Funding rates, futures term structure, dividend yield, roll yield, and interest rate differentials. Carry is the oldest premium in finance — the return you earn simply for bearing a position. These signals identify when carry is rich enough to harvest.
funding_rate
term_structure
roll_yield
div_yield
carry_momentum
6 deployed in crypto carry + commodity engines · 4 measured, parked
Sentiment / NLP
~10 signals
"What are humans saying between the lines?"
CEO psychology scores from earnings transcripts, earnings surprise magnitude, analyst estimate dispersion, and management language patterns. The strongest single signal category in our arsenal — IC 0.115, t-stat 7.08 on the composite.
creator_energy
adaptation_speed
conviction_depth
nlp_composite
earnings_surprise
estimate_dispersion
7 deployed as equity filter + standalone · 3 measured, expanding coverage
"How are markets connected right now?"
Equity-bond correlation, crypto-equity correlation, VIX term structure, credit spreads, and cross-market momentum. Markets are a network. When correlations shift, the regime is shifting — these signals detect the structural changes before they show up in returns.
eq_bond_corr
crypto_eq_corr
vix_term_structure
credit_spread
cross_momentum
regime_score
9 deployed in regime allocator · 6 measured, used for monitoring
Microstructure
~10 signals
"What's happening under the surface?"
Order flow imbalance, volume profiles, overnight gaps, bid-ask spread dynamics, and dark pool activity. The footprint of institutional money moving before the headline. Most of these require intraday data — some are deployed, many are measured and waiting for higher-frequency infrastructure.
order_flow
volume_profile
overnight_gap
spread_dynamics
dark_pool_pct
3 deployed in execution layer · 7 measured, awaiting intraday pipeline
"What does the balance sheet say?"
Price-to-earnings, book-to-market, Piotroski F-score, analyst estimate revisions, and earnings quality. Classic value signals that have driven returns for decades. Individually weak on daily timescales, but powerful as regime-conditional filters over quarters.
pe_ratio
book_to_market
f_score
analyst_revisions
earnings_quality
accruals_ratio
5 deployed as screening filters · 10 measured, used in research pipeline
Section C
Signal lifecycle
A signal goes through five stages before it can touch capital. Most signals die in stage two. The ones that survive the full pipeline are battle-tested — measured, combined, deployed, and continuously monitored for decay.
1
Discovery
A hypothesis emerges from research, the autonomous factory pipeline, or academic literature. At this stage it is nothing more than an idea — "does overnight gap size predict next-day returns?" The factory generates hundreds of these automatically every week.
2
Measurement
Calculate the information coefficient (IC), t-statistic, and decay rate across the full history. A signal needs a t-stat above 3.0 to be considered significant. Most hypotheses die here — they looked promising in a narrow window but fail on the full dataset.
3
Composition
Related signals are combined via walk-forward logistic regression. The composite is always stronger than any individual signal because it captures different facets of the same phenomenon. The NLP composite (3 signals into 1) is the clearest example — IC jumped from 0.06 individually to 0.115 combined.
4
Deployment
Wire the composite signal into the portfolio engine. The signal is assigned to one or more strategy legs, position sizing is calibrated, and the signal begins influencing live allocation decisions. Only signals that pass all three prior stages reach this point.
5
Monitoring
Track every deployed signal for decay, correlation drift, and regime sensitivity. If a signal's rolling IC drops below its historical floor for two consecutive months, the system automatically reduces its weight before capital is at risk. Signals are not set-and-forget — they are living instruments.
Section D
Why weak signals create strong portfolios
The combination principle
Most signals are weak individually. An IC of 0.03 to 0.08 is typical — barely above noise when measured on a single instrument over a single time horizon. If you showed any one signal to a traditional portfolio manager, they would dismiss it as statistically insignificant.

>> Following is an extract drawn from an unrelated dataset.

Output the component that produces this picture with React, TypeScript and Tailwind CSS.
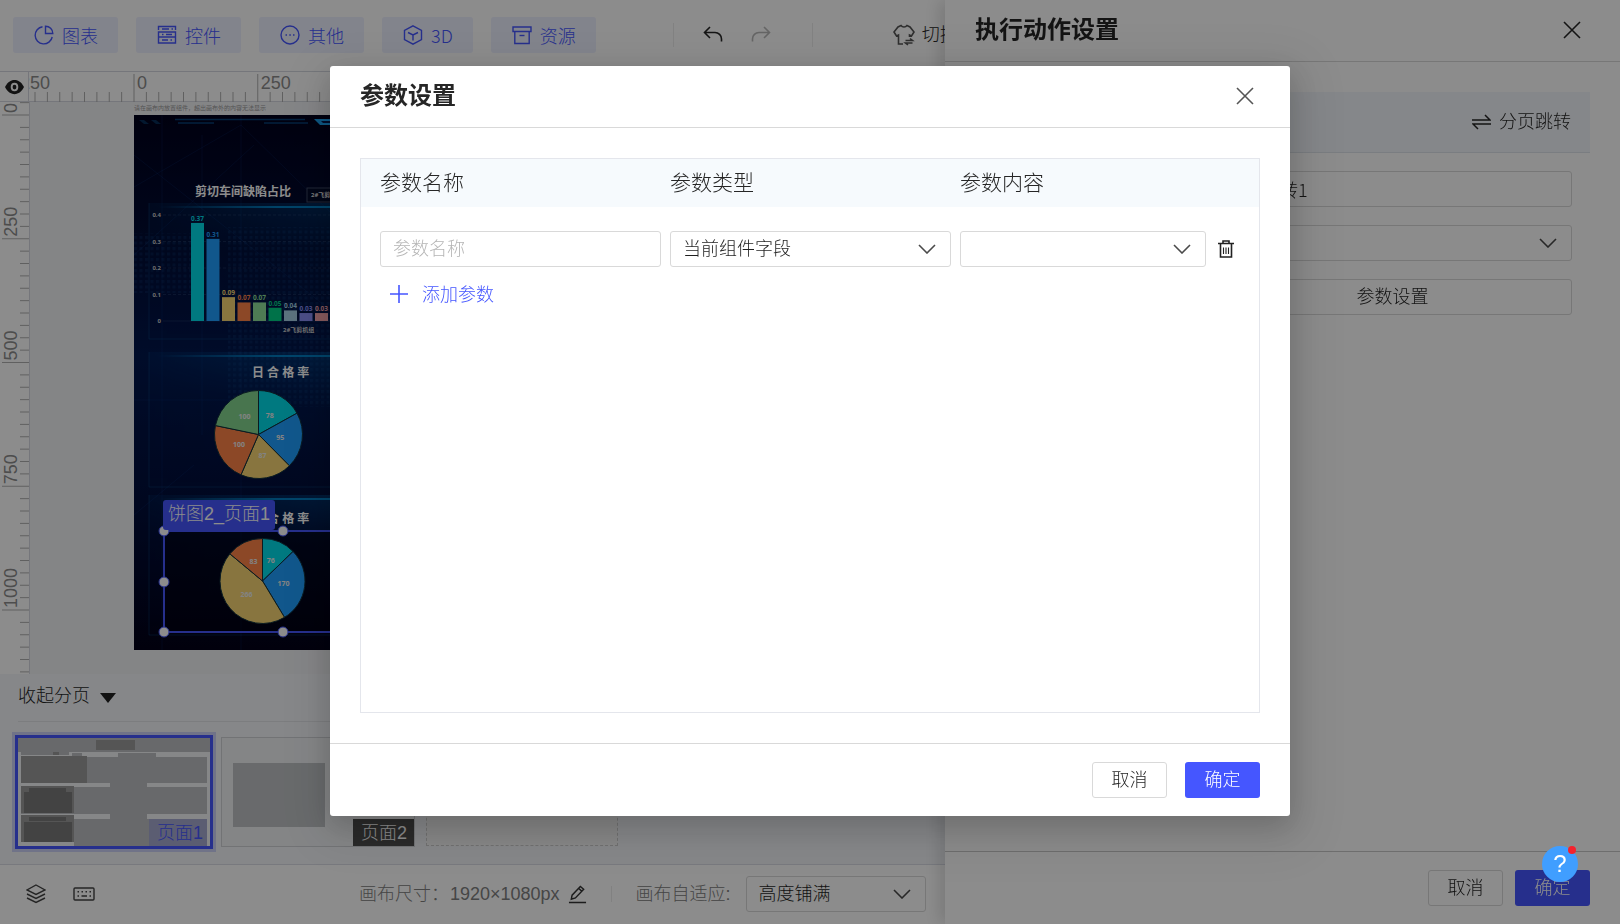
import { useState } from 'react';
import type { ReactNode } from 'react';

const toolButtons = [
  { label: '图表', icon: 'chart' },
  { label: '控件', icon: 'control' },
  { label: '其他', icon: 'other' },
  { label: '3D', icon: 'cube' },
  { label: '资源', icon: 'asset' },
];

const bars = [
  { value: 0.37, color: '#00dcea' },
  { value: 0.31, color: '#1f9fff' },
  { value: 0.09, color: '#f7d673' },
  { value: 0.07, color: '#ff8348' },
  { value: 0.07, color: '#8fe09a' },
  { value: 0.05, color: '#00cf85' },
  { value: 0.04, color: '#a6d0e6' },
  { value: 0.03, color: '#8b8ef5' },
  { value: 0.03, color: '#f7a5ab' },
];

const dayPie = [
  { value: 78, color: '#00dcea' },
  { value: 95, color: '#1f9fff' },
  { value: 87, color: '#f7d673' },
  { value: 100, color: '#ff8348' },
  { value: 100, color: '#84d68f' },
];

const monthPie = [
  { value: 76, color: '#00dcea' },
  { value: 170, color: '#1f9fff' },
  { value: 266, color: '#f7d673' },
  { value: 83, color: '#ff8348' },
];

const toolIcons: Record<string, ReactNode> = {
  chart: (
    <>
      <path d="M8.5 1.8A8.6 8.6 0 1 0 18.2 12" />
      <path d="M11.5 1.2v7.3h7.3a7.3 7.3 0 0 0-7.3-7.3z" />
    </>
  ),
  control: (
    <>
      <path d="M1.5 5V1.5h17V5" />
      <path d="M1.5 7h17v5h-17zM1.5 12h17v6h-17z" />
      <path d="M5 4h7M14.5 4h1.5M5 9.5h1.5M9 9.5h6M5 15h6M13.5 15H15" />
    </>
  ),
  other: (
    <>
      <circle cx="10" cy="10" r="9" />
      <path d="M5.5 10h1.5M9.3 10h1.5M13 10h1.5" />
    </>
  ),
  cube: (
    <>
      <path d="M10 .8l8.500 4.6v9.2l-8.500 4.6-8.500-4.600V5.4z" />
      <path d="M5 7.500l5 2.500 5-2.500M10 10v5.500" />
    </>
  ),
  asset: (
    <>
      <path d="M1 2h18v4.500H1zM2.800 6.500h14.400V18.500H2.800z" />
      <path d="M7.500 10.500h5" />
    </>
  ),
};

const CloseIcon = () => (
  <svg width="18" height="18" viewBox="0 0 18 18" fill="none" stroke="currentColor" strokeWidth="1.6">
    <path d="M1 1l16 16M17 1L1 17" />
  </svg>
);

const ChevronIcon = () => (
  <svg width="18" height="10" viewBox="0 0 18 10" fill="none" stroke="currentColor" strokeWidth="1.6">
    <path d="M1 1l8 8 8-8" />
  </svg>
);

interface SelectBoxProps {
  label: string;
  options: string[];
  className?: string;
}

const SelectBox: React.FC<SelectBoxProps> = ({ label, options, className }) => {
  return (
    <div className={`relative ${className || ''}`}>
      <select
        aria-label={label}
        className="block h-9 w-full appearance-none rounded-[3px] border border-[#d9d9d9] bg-transparent pr-10 pl-3 text-lg leading-6 text-[#1f1f1f] focus:outline-none"
      >
        {options.map((o) => (
          <option key={o}>{o}</option>
        ))}
      </select>
      <span className="pointer-events-none absolute inset-y-0 right-[15px] flex items-center text-[#4a4a4a]">
        <ChevronIcon />
      </span>
    </div>
  );
};

const TopBar = () => {
  return (
    <header className="flex h-[71px] shrink-0 items-center bg-white pb-px pl-[13px]">
      <div className="flex gap-[18px] font-['Noto_Sans_CJK_SC',sans-serif]">
        {toolButtons.map((b) => (
          <button
            key={b.label}
            type="button"
            className="flex h-9 items-center gap-2 rounded-[3px] bg-[#edf0ff] pr-5 pl-[21px] text-lg text-[#4556ff]"
          >
            <svg width="20" height="20" viewBox="0 0 20 20" fill="none" stroke="currentColor" strokeWidth="1.4">
              {toolIcons[b.icon]}
            </svg>
            {b.label}
          </button>
        ))}
      </div>
      <div className="ml-[77px] flex h-6 w-[140px] items-center gap-[28px] border-x border-[#ececec] pl-[29px]">
        <button type="button" aria-label="撤销" className="text-[#262626]">
          <svg width="20" height="18" viewBox="0 0 20 18" fill="none" stroke="currentColor" strokeWidth="1.600">
            <path d="M7 1L1.500 6.500 7 12M1.500 6.500H12a6.500 6.500 0 0 1 6.500 6.500v2.500" />
          </svg>
        </button>
        <button type="button" aria-label="重做" className="text-[#b8b8b8]">
          <svg width="20" height="18" viewBox="0 0 20 18" fill="none" stroke="currentColor" strokeWidth="1.600">
            <path d="M13 1l5.500 5.500L13 12M18.500 6.500H8A6.500 6.500 0 0 0 1.500 13v2.500" />
          </svg>
        </button>
      </div>
      <button type="button" className="ml-20 flex shrink-0 items-center gap-[7px] text-lg text-[#262626]">
        <svg width="22" height="22" viewBox="0 0 22 22" fill="none" stroke="#555" strokeWidth="1.600">
          <path d="M10 20H5.500v-9L3.500 12 1 8l4-5 3-1.500c1.500 2 4.500 2 6 0L17 3l4 5-2.500 4-2-1v2" />
          <path d="M12.500 16.500h7l-2.500-2M19.500 19h-7l2.500 2" />
        </svg>
        切换主题
      </button>
    </header>
  );
};

const TICK = 12.375;

const HorizontalRuler = () => {
  const ticks = [];
  for (let i = -8; i < 70; i++) {
    ticks.push(i);
  }
  return (
    <svg className="h-[30px] min-w-0 flex-1" fontFamily="Liberation Sans, Arial, sans-serif" fontSize="18">
      {ticks.map((i) => {
        const x = 105 + i * TICK;
        return (
          <g key={i}>
            <path d={`M${x} ${i % 10 === 0 ? 2 : 20}V30`} stroke="#b0b0b0" />
            {i % 10 === 0 && (
              <text x={x + 3} y="17" fill="#8c8c8c">
                {i * 25}
              </text>
            )}
          </g>
        );
      })}
      <text x="-15" y="17" fill="#8c8c8c">-250</text>
    </svg>
  );
};

const VerticalRuler = () => {
  const ticks = [];
  for (let i = -1; i < 46; i++) {
    ticks.push(i);
  }
  return (
    <svg
      className="h-full w-[30px] shrink-0 border-r border-[#d5d8e0] bg-white"
      fontFamily="Liberation Sans, Arial, sans-serif"
      fontSize="18"
    >
      {ticks.map((i) => {
        const y = 13 + i * TICK;
        return (
          <g key={i}>
            <path d={`M${i % 10 === 0 ? 2 : 20} ${y}H30`} stroke="#b0b0b0" />
            {i % 10 === 0 && (
              <text transform={`translate(17 ${y - 2}) rotate(-90)`} fill="#8c8c8c">
                {i * 25}
              </text>
            )}
          </g>
        );
      })}
    </svg>
  );
};

interface PieProps {
  data: { value: number; color: string }[];
  cx: number;
  cy: number;
  r: number;
}

const Pie: React.FC<PieProps> = ({ data, cx, cy, r }) => {
  const total = data.reduce((sum, d) => sum + d.value, 0);
  let start = 0;
  return (
    <g>
      {data.map((d, i) => {
        const end = start + (d.value / total) * Math.PI * 2;
        const mid = (start + end) / 2;
        const large = end - start > Math.PI ? 1 : 0;
        const path = `M${cx} ${cy}L${cx + r * Math.sin(start)} ${cy - r * Math.cos(start)}A${r} ${r} 0 ${large} 1 ${cx + r * Math.sin(end)} ${cy - r * Math.cos(end)}Z`;
        start = end;
        return (
          <g key={i}>
            <path d={path} fill={d.color} stroke="#12323c" />
            <text
              x={cx + r * 0.5 * Math.sin(mid)}
              y={cy - r * 0.5 * Math.cos(mid) + 2}
              textAnchor="middle"
              fontSize="7"
              fontWeight="bold"
              fill="#eee"
            >
              {d.value}
            </text>
          </g>
        );
      })}
    </g>
  );
};

const panels = [
  { y: 88, height: 136 },
  { y: 237, height: 135 },
  { y: 380, height: 140 },
];

const Dashboard = () => {
  return (
    <svg
      className="block"
      width="950"
      height="535"
      viewBox="0 0 950 535"
      fontFamily="Noto Sans, Noto Sans CJK SC, sans-serif"
    >
      <defs>
        <linearGradient id="bg" x1="0" y1="0" x2="0" y2="1">
          <stop offset="0" stopColor="#00011c" />
          <stop offset="0.2" stopColor="#000a30" />
          <stop offset="0.45" stopColor="#00164c" />
          <stop offset="0.75" stopColor="#000d38" />
          <stop offset="1" stopColor="#020118" />
        </linearGradient>
        <linearGradient id="glow" x1="0" y1="0" x2="0" y2="1">
          <stop offset="0" stopColor="#0068b0" stopOpacity="0.5" />
          <stop offset="0.35" stopColor="#00529a" stopOpacity="0.1" />
          <stop offset="1" stopColor="#003a80" stopOpacity="0" />
        </linearGradient>
        <linearGradient id="fade" x1="0" y1="0" x2="1" y2="0">
          <stop offset="0" stopColor="#fff" stopOpacity="0.15" />
          <stop offset="0.3" stopColor="#fff" stopOpacity="1" />
        </linearGradient>
        <mask id="side">
          <rect width="950" height="535" fill="url(#fade)" />
        </mask>
        <linearGradient id="beam" x1="0" y1="0" x2="1" y2="0">
          <stop offset="0" stopColor="#0090d8" stopOpacity="0" />
          <stop offset="0.3" stopColor="#0090d8" stopOpacity="0.8" />
          <stop offset="1" stopColor="#0090d8" stopOpacity="0.9" />
        </linearGradient>
        <pattern id="dots" width="5.500" height="5.500" patternUnits="userSpaceOnUse">
          <rect width="3" height="3" fill="#1c4f8f" opacity="0.22" />
        </pattern>
      </defs>
      <rect width="950" height="535" fill="url(#bg)" />
      <path
        d="M28 0v535M68 20v300M107 0v535M0 72L107 10M0 40L190 190M107 10L250 150M0 140L120 30M0 285h200M0 400L60 350"
        stroke="#174a9a"
        strokeOpacity="0.18"
        fill="none"
      />
      <rect x="94" y="112" width="300" height="180" fill="url(#dots)" />
      <rect x="0" y="118" width="60" height="60" fill="url(#dots)" />
      <path d="M41 4.500h130M130 8h44M44 8h36" stroke="#0d78c8" strokeOpacity="0.5" strokeWidth="1.500" />
      <path d="M5 5h5l5 4h-5zM17 5h5l5 4h-5z" fill="#0b5590" opacity="0.5" />
      <path d="M180 4h30v6h-24z" fill="#18a0f0" />
      <path d="M187 6h23v2h-21z" fill="#00164c" />

      {panels.map((p) => (
        <g key={p.y}>
          <rect x="15" y={p.y} width="400" height={p.height} fill="url(#glow)" mask="url(#side)" />
          <rect x="25" y={p.y + 3} width="390" height="2" fill="url(#beam)" />
          <path d={`M15 ${p.y}v${p.height}h400`} stroke="#0f6fae" strokeOpacity="0.25" fill="none" />
        </g>
      ))}

      <text x="61" y="81" fontSize="12" fontWeight="bold" fill="#fff">剪切车间缺陷占比</text>
      <rect x="173" y="73" width="60" height="14" fill="#020a28" stroke="#3c4663" />
      <text x="177" y="82" fontSize="6" fontWeight="bold" fill="#ddd">2#飞剪机组</text>

      {[0.4, 0.3, 0.2, 0.1, 0].map((v) => (
        <g key={v}>
          <path d={`M29 ${206 - v * 265}h300`} stroke="#6b86b0" strokeOpacity="0.2" strokeDasharray={v ? '3 2' : undefined} />
          <text x="27" y={208 - v * 265} textAnchor="end" fontSize="6" fontWeight="bold" fill="#ccc">
            {v}
          </text>
        </g>
      ))}
      {bars.map((b, i) => {
        const h = b.value * 265;
        const x = 57 + i * 15.5;
        return (
          <g key={i}>
            <rect x={x} y={206 - h} width="13" height={h} fill={b.color} />
            <text x={x + 6.5} y={204 - h} textAnchor="middle" fontSize="6.500" fontWeight="bold" fill={b.color}>
              {b.value}
            </text>
          </g>
        );
      })}
      <text x="149" y="217" fontSize="6" fontWeight="bold" fill="#ccc">2#飞剪机组</text>

      <text x="118" y="262" fontSize="12" fontWeight="bold" fill="#fff">日 合 格 率</text>
      <Pie data={dayPie} cx={124.5} cy={319.5} r={44} />
      <text x="118" y="408" fontSize="12" fontWeight="bold" fill="#fff">月 合 格 率</text>
      <rect x="30" y="417" width="237" height="100" fill="#00000c" opacity="0.5" />
      <Pie data={monthPie} cx={128.5} cy={466} r={42.5} />
    </svg>
  );
};

const handles = [
  'left-0 top-0',
  'left-1/2 top-0',
  'left-full top-0',
  'left-0 top-1/2',
  'left-full top-1/2',
  'left-0 top-full',
  'left-1/2 top-full',
  'left-full top-full',
];

const CanvasArea = () => {
  return (
    <div className="flex min-h-0 flex-1 flex-col border-t border-[#d5d8e0]">
      <div className="flex h-[30px] shrink-0 border-b border-[#d5d8e0] bg-white">
        <button type="button" aria-label="显示标尺" className="flex w-[29px] items-center justify-end border-r border-[#d5d8e0] pr-1">
          <svg width="19" height="16" viewBox="0 0 20 16">
            <path d="M0 8C3 2 7 .5 10 .5S17 2 20 8c-3 6-7 7.500-10 7.500S3 14 0 8z" fill="#222" />
            <ellipse cx="10" cy="8" rx="3" ry="3.500" fill="none" stroke="#fff" strokeWidth="2" />
          </svg>
        </button>
        <HorizontalRuler />
      </div>
      <div className="flex min-h-0 flex-1 bg-[#f1f2f5]">
        <VerticalRuler />
        <div className="min-w-0 flex-1 overflow-hidden pl-[104px]">
          <p className="h-[13px] text-[6px] leading-3 font-normal text-[#999]">请在画布内放置组件，超出画布外的内容无法显示</p>
          <div className="relative">
            <Dashboard />
            <div className="absolute top-[416px] left-[30px] h-[101px] w-[238px] outline-2 -outline-offset-1 outline-[#4556ff]">
              {handles.map((h) => (
                <span
                  key={h}
                  className={`absolute size-[11px] -translate-1/2 rounded-full border border-[#4556ff] bg-white ${h}`}
                />
              ))}
              <span className="absolute -top-[31px] -left-px flex h-[30px] items-center rounded-[3px] bg-[#4556ff] px-[5px] pb-0.5 text-lg whitespace-nowrap text-white">
                饼图2_页面1
              </span>
            </div>
          </div>
        </div>
      </div>
    </div>
  );
};

const PageThumb = () => (
  <svg className="block" width="192" height="108" viewBox="0 0 192 108" shapeRendering="crispEdges">
    <rect width="192" height="108" fill="#f5f6f8" />
    <path
      d="M0 0h192v14H0zM3 13h48v4H3zM54 15h10v3H54zM100 15h38v5h-38zM3 19h186v26H3zM92 45h37v4H92zM3 49h186v27H3zM92 76h37v5H92zM56 81h133v27H56z"
      fill="#bdc0c3"
    />
    <path d="M78 2h39v10H78zM35 14h6v3h-6zM3 18h66v27H3zM3 48h53v27H3zM3 77h53v27H3z" fill="#9b9b9b" />
    <path d="M11 50h37v4h6v21H6V54h5zM11 79h37v4H11zM6 84h48v20H6z" fill="#7b7b7b" />
  </svg>
);

const PageStrip = () => {
  return (
    <div className="h-[190px] shrink-0 bg-[#f4f6fa] pt-1">
      <div className="ml-[18px] flex h-11 items-center border-b border-[#e2e4e8] pb-2">
        <button type="button" className="flex items-center gap-[10px] text-lg text-[#262626]">
          收起分页
          <span className="mt-1 border-x-8 border-t-10 border-x-transparent border-t-[#222]" />
        </button>
      </div>
      <div className="flex gap-[11px] pt-[15px] pl-[15px]">
        <button
          type="button"
          className="relative -mt-0.5 -mb-px h-[114px] border-3 border-[#4556ff] shadow-[0_0_0_3px_#cdd2f8]"
        >
          <PageThumb />
          <span className="absolute right-[3px] bottom-0 flex h-[27px] items-center bg-[#a6a9cf] pr-1 pl-2 text-lg text-[#4556ff]">
            页面1
          </span>
        </button>
        <button
          type="button"
          className="relative -ml-[3px] flex h-[110px] w-[194px] items-start border border-[#d0d2d6] bg-[#f1f3f5] pt-[25px] pl-[11px]"
        >
          <span className="block h-16 w-[92px] bg-[#bfc2c5]" />
          <span className="absolute right-0 bottom-0 flex h-[27px] items-center bg-[#4c4c4c] pr-[7px] pl-2 text-lg text-white">
            页面2
          </span>
        </button>
        <button type="button" aria-label="新增页面" className="h-[109px] w-[192px] border border-dashed border-[#ccc] bg-[#f5f5f5]" />
      </div>
    </div>
  );
};

const StatusBar = () => {
  return (
    <footer className="flex h-[60px] shrink-0 items-center border-t border-[#dadde6] bg-white pb-px pl-[26px] text-lg text-[#808080]">
      <button type="button" aria-label="图层">
        <svg width="20" height="20" viewBox="0 0 20 20" fill="none" stroke="#444" strokeWidth="1.400">
          <path d="M10 1l9 5-9 4.500L1 6zM1 10l9 4.500 9-4.500M1 14l9 4.500 9-4.500" />
        </svg>
      </button>
      <button type="button" aria-label="快捷键" className="ml-[27px]">
        <svg width="22" height="14" viewBox="0 0 22 14" fill="none" stroke="#444" strokeWidth="1.400">
          <rect x="1" y="1" width="20" height="12" rx="1" />
          <path d="M4.500 4.800h1.500M8.500 4.800H10M12.500 4.800H14M16.500 4.800H18M4.500 9h1.500M8.500 9h5.500M16.500 9H18" />
        </svg>
      </button>
      <span className="ml-[264px] w-[91px]">画布尺寸：</span>
      <span>1920×1080px</span>
      <button type="button" aria-label="修改画布尺寸" className="ml-2">
        <svg width="19" height="20" viewBox="0 0 20 20" fill="none" stroke="#333" strokeWidth="1.500">
          <path d="M1 19h18M3.500 15.500l.8-4.300L13 2l3.500 3-8.700 9.200zM11 4l3.500 3" />
        </svg>
      </button>
      <span className="mx-6 h-4 w-px bg-[#ececec]" />
      <span className="w-[110px]">画布自适应:</span>
      <SelectBox label="画布自适应" options={['高度铺满', '宽度铺满']} className="w-[180px]" />
    </footer>
  );
};

const ActionDrawer = () => {
  const [name, setName] = useState('分页跳转1');

  return (
    <aside className="fixed inset-y-0 right-0 flex w-[675px] flex-col bg-white text-lg text-[#262626] shadow-[-6px_0_16px_rgba(0,0,0,0.14)]">
      <div className="flex h-[62px] shrink-0 items-center justify-between border-b border-[#d9d9d9] pr-[39px] pb-0.5 pl-[30px]">
        <h2 className="text-2xl font-bold">执行动作设置</h2>
        <button type="button" aria-label="关闭动作设置">
          <CloseIcon />
        </button>
      </div>
      <div className="flex-1 p-[30px]">
        <div className="flex h-[61px] items-center justify-end gap-2 border-b border-[#dfe3ec] bg-[#f3f6fb] px-[19px]">
          <svg width="19" height="16" viewBox="0 0 19 16" fill="none" stroke="currentColor" strokeWidth="1.500">
            <path d="M0 6h18l-5-5M19 10H1l5 5" />
          </svg>
          分页跳转
        </div>
        <div className="mt-[18px] ml-[238px] flex flex-col gap-[18px] pr-[18px]">
          <input
            aria-label="动作名称"
            value={name}
            onChange={(e) => setName(e.target.value)}
            className="h-9 rounded-[3px] border border-[#d9d9d9] px-3 font-['Noto_Sans_CJK_SC',sans-serif] focus:outline-none"
          />
          <SelectBox label="跳转页面" options={['', '页面2']} />
          <button type="button" className="h-9 rounded-[3px] border border-[#d9d9d9]">
            参数设置
          </button>
        </div>
      </div>
      <div className="flex h-[73px] shrink-0 items-center justify-end gap-3 border-t border-[#c8c8c8] pr-[30px]">
        <button type="button" className="h-9 w-[75px] rounded-[3px] border border-[#d9d9d9]">取消</button>
        <button type="button" className="h-9 w-[75px] rounded-[3px] bg-[#4556ff] text-white">确定</button>
      </div>
    </aside>
  );
};

const ParamModal = () => {
  const [param, setParam] = useState('');

  return (
    <div
      role="dialog"
      aria-label="参数设置"
      className="flex h-[750px] w-[960px] flex-col rounded-[3px] bg-white text-lg text-[#262626] shadow-[0_9px_28px_rgba(0,0,0,0.16),0_12px_48px_16px_rgba(0,0,0,0.08)]"
    >
      <div className="flex h-[62px] shrink-0 items-center justify-between border-b border-[#d9d9d9] pr-9 pb-px pl-[30px]">
        <h2 className="text-2xl font-bold">参数设置</h2>
        <button type="button" aria-label="关闭" className="text-[#555]">
          <CloseIcon />
        </button>
      </div>
      <div className="min-h-0 flex-1 p-[30px]">
        <div className="h-full border border-[#e4e6ec]">
          <table className="w-full table-fixed text-left">
            <thead className="bg-[#f6fafd]">
              <tr className="h-12 text-[21px]">
                <th className="w-[309px] pl-[19px] font-light">参数名称</th>
                <th className="w-[290px] font-light">参数类型</th>
                <th className="font-light">参数内容</th>
              </tr>
            </thead>
            <tbody>
              <tr>
                <td className="pt-6 pr-[9px] pl-[19px]">
                  <input
                    aria-label="参数名称"
                    placeholder="参数名称"
                    value={param}
                    onChange={(e) => setParam(e.target.value)}
                    className="block h-9 w-full rounded-[3px] border border-[#d9d9d9] px-3 placeholder:text-[#b5b5b5] focus:outline-none"
                  />
                </td>
                <td className="pt-6 pr-[9px]">
                  <SelectBox label="参数类型" options={['当前组件字段', '固定值']} />
                </td>
                <td className="pt-6 pr-[25px]">
                  <div className="flex items-center gap-3">
                    <SelectBox label="参数内容" options={['']} className="flex-1" />
                    <button type="button" aria-label="删除参数" className="text-[#222]">
                      <svg width="16" height="18" viewBox="0 0 16 18" fill="none" stroke="currentColor" strokeWidth="1.600">
                        <path d="M0 3.500h16M5 3V1h6v2M2.500 4v13h11V4" />
                        <path d="M5.500 7.500v6.500M8 7.500v6.500M10.500 7.500v6.500" strokeWidth="1.100" />
                      </svg>
                    </button>
                  </div>
                </td>
              </tr>
            </tbody>
          </table>
          <button type="button" className="mt-[14px] ml-[29px] flex items-center gap-[14px] text-[#4556ff]">
            <svg className="mb-0.5" width="18" height="18" viewBox="0 0 18 18" fill="none" stroke="currentColor" strokeWidth="1.600">
              <path d="M9 0v18M0 9h18" />
            </svg>
            添加参数
          </button>
        </div>
      </div>
      <div className="flex h-[73px] shrink-0 items-center justify-end gap-[18px] border-t border-[#d9d9d9] pr-[30px]">
        <button type="button" className="h-9 w-[75px] rounded-[3px] border border-[#d9d9d9]">取消</button>
        <button type="button" className="h-9 w-[75px] rounded-[3px] bg-[#4556ff] text-white">确定</button>
      </div>
    </div>
  );
};

const App = () => {
  return (
    <div className="h-screen overflow-hidden font-['Liberation_Sans','Noto_Sans_CJK_SC',sans-serif] font-light">
      <main className="flex h-full flex-col">
        <TopBar />
        <CanvasArea />
        <PageStrip />
        <StatusBar />
      </main>
      <ActionDrawer />
      <div className="fixed inset-0 flex items-start justify-center bg-black/45 pt-[66px]">
        <ParamModal />
      </div>
      <button
        type="button"
        aria-label="帮助"
        className="fixed right-[42px] bottom-[42px] flex size-9 items-center justify-center rounded-full bg-[#409eff] text-2xl font-normal text-white"
      >
        ?
        <span className="absolute top-0 right-[2px] size-2 rounded-full bg-[#f5222d]" />
      </button>
    </div>
  );
};

export default App;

But portfolio mathematics does not care about individual signal strength. It cares about the correlation between signals. Ten weak signals that are uncorrelated with each other produce a composite that is dramatically stronger than any one of them alone. The signal bank is not a collection of edges — it is the raw material for constructing edges that no single signal could produce.
"The signal bank is the raw material. The engines are the finished product. No individual signal is the edge — the combination is."
Decay monitoring
Every deployed signal is monitored continuously for decay. Quantitative edges erode over time as more capital chases them. The system tracks each signal's rolling information coefficient against its historical baseline and flags any signal that drops below two standard deviations of its long-run average.
When a signal is flagged, its weight is reduced automatically — before it costs real money. The system does not wait for a drawdown to tell it something stopped working. It measures the signal's predictive power directly and adjusts in real time. This is the difference between a static model and a living system.
The signal bank grows every night. New data arrives, new signals are calculated, and the 93-million-row lake gets a little deeper. Some of these signals will eventually be promoted from "measured" to "deployed." Most will remain in the bank as insurance — measured, monitored, and ready to be activated if the market regime shifts to one where they become valuable.
The bank is not the strategy. It is the inventory that makes the strategy possible. And unlike physical inventory, measured data never expires. Every row we add today makes the system smarter tomorrow.